By 7.05am, the seated enclosure is full. By 7.30am, a crowd six thick is stretching away down the fairway, all the way to the start of the dogleg approach to the green.

By the time Palmer made it to the tee, 59 years after his first appearance here, the sun was just starting to peep up from behind the clubhouse. The fortunate few who had seats popped up to join in the standing ovation to celebrate the 50th anniversary of his fourth, and final, Masters victory. The King, as they call him, is 84 now and says he will keep coming back here to take the opening tee shot even if “I have to crawl”.

He hit his drive low and flat down the centre. Player, 78, hit his shot higher, and longer but Nicklaus, 74, pipped him by a yard or so. That done, the crowd began to disperse around the course, and the three grand old men of golf toddled off to talk to the press.

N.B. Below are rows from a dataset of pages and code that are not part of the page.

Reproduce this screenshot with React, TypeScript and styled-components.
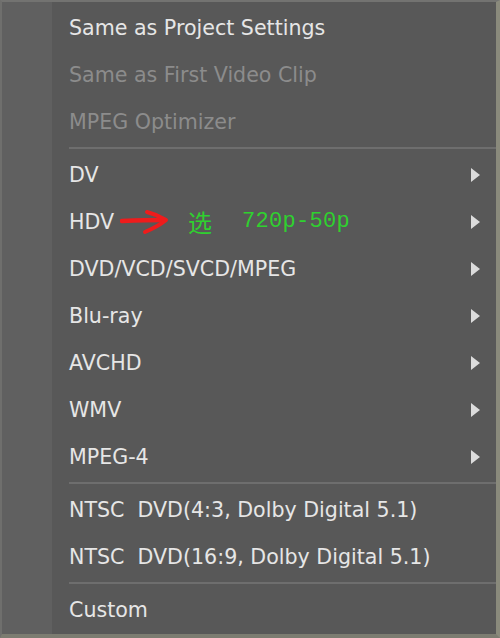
import React from "react";
import styled, { createGlobalStyle } from "styled-components";

const Global = createGlobalStyle`
  html, body { margin: 0; padding: 0; background: #585858; }
  #root { width: 500px; height: 638px; }
`;

const Menu = styled.div`
  box-sizing: border-box;
  width: 500px;
  height: 638px;
  display: grid;
  grid-template-columns: 50px 1fr;
  background: #585858;
  border-top: 2px solid #737371;
  border-left: 2px solid #6f6f6d;
  border-right: 4px solid #8a8a7c;
  border-bottom: 4px solid #7c7c71;
  font-family: "DejaVu Sans", "Liberation Sans", sans-serif;
  font-size: 20.6px;
`;

const Gutter = styled.div`
  background: #606060;
`;

const Items = styled.div`
  display: flex;
  flex-direction: column;
  padding-top: 2px;
`;

const Row = styled.div<{ $disabled?: boolean }>`
  height: 47px;
  display: flex;
  align-items: center;
  padding: 0 16px 0 17px;
  color: ${(p) => (p.$disabled ? "#8c8c8c" : "#e6e6e6")};
  white-space: pre;
`;

const Label = styled.span`
  flex: 1;
  display: flex;
  align-items: center;
`;

const Separator = styled.div`
  height: 6px;
  display: flex;
  align-items: center;
  padding-left: 17px;
  &::after {
    content: "";
    flex: 1;
    height: 2px;
    background: #6e6e6e;
  }
`;

const SubArrow = styled.span`
  width: 0;
  height: 0;
  border-top: 7px solid transparent;
  border-bottom: 7px solid transparent;
  border-left: 9px solid #dcdcdc;
`;

const Note = styled.span`
  display: inline-flex;
  align-items: center;
  margin-left: 6px;
  color: #2fd12f;
`;

const Cjk = styled.span`
  font-family: "Noto Sans CJK SC", sans-serif;
  font-size: 24px;
  margin-left: 18px;
  margin-right: 30px;
`;

const Mono = styled.span`
  font-family: "Liberation Mono", monospace;
  font-size: 22px;
  letter-spacing: 0.3px;
`;

const RedArrow = () => (
  <svg width="50" height="26" viewBox="0 0 50 26" style={{ display: "block" }}>
    <path
      d="M2 12 C14 11.5 28 11 45 11"
      stroke="#ee1c1c"
      strokeWidth="4.5"
      fill="none"
      strokeLinecap="round"
    />
    <path
      d="M27 3 C35 5 41 8 46 11 C40 16 32 20 25 23"
      stroke="#ee1c1c"
      strokeWidth="4"
      fill="none"
      strokeLinecap="round"
      strokeLinejoin="round"
    />
  </svg>
);

type Item = { label: string; disabled?: boolean; sub?: boolean; note?: boolean } | "sep";

const items: Item[] = [
  { label: "Same as Project Settings" },
  { label: "Same as First Video Clip", disabled: true },
  { label: "MPEG Optimizer", disabled: true },
  "sep",
  { label: "DV", sub: true },
  { label: "HDV", sub: true, note: true },
  { label: "DVD/VCD/SVCD/MPEG", sub: true },
  { label: "Blu-ray", sub: true },
  { label: "AVCHD", sub: true },
  { label: "WMV", sub: true },
  { label: "MPEG-4", sub: true },
  "sep",
  { label: "NTSC  DVD(4:3, Dolby Digital 5.1)" },
  { label: "NTSC  DVD(16:9, Dolby Digital 5.1)" },
  "sep",
  { label: "Custom" },
];

export default function App() {
  return (
    <>
      <Global />
      <Menu>
        <Gutter />
        <Items>
          {items.map((it, i) =>
            it === "sep" ? (
              <Separator key={i} />
            ) : (
              <Row key={i} $disabled={it.disabled}>
                <Label>
                  {it.label}
                  {it.note && (
                    <Note>
                      <RedArrow />
                      <Cjk>选</Cjk>
                      <Mono>720p-50p</Mono>
                    </Note>
                  )}
                </Label>
                {it.sub && <SubArrow />}
              </Row>
            )
          )}
        </Items>
      </Menu>
    </>
  );
}
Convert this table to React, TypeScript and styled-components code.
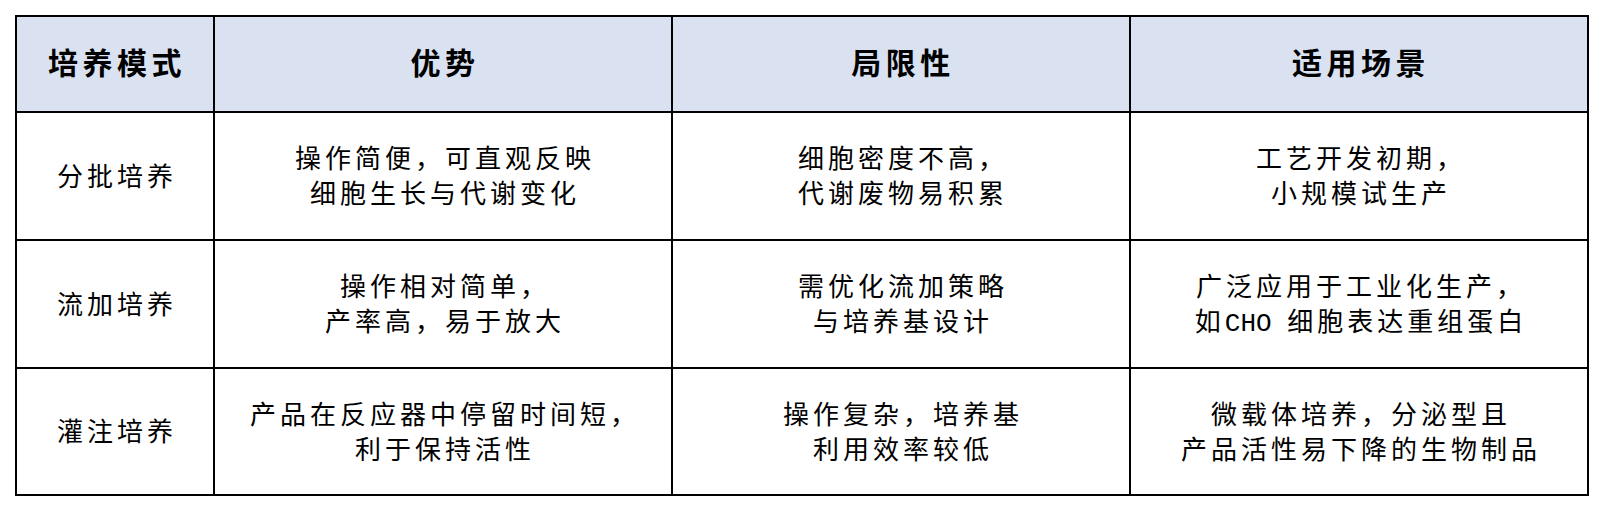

As Nicklaus stood on the tee, he said: “I wish I could do this again.” What he meant he explained later was: “It was such a great thrill every time we teed it up to play for real, and I think we’d all love to wind the clock back a few years and play, because it’s such a great tournament, a great thrill to stand on the first tee, have the butterflies and get that first tee shot over with and get going.”

There had been “no butterflies today”, Nicklaus said. “I don’t think any of us look at it the same way as we used to . . .”

The 97 players who followed on behind him know exactly what he means. The first hole tends to play as one of the hardest – last year it was ranked second most difficult of the 18. Partly that is because the players have just come off the slower practice greens.

Mainly, though, it’s because so many of them are suffering from a touch of stage fright. In the first three hours of play only two players, Brandt Snedeker and Webb Simpson, managed to post birdies there.

But this is a course that rewards patience – for the players if not the patrons who want to watch them.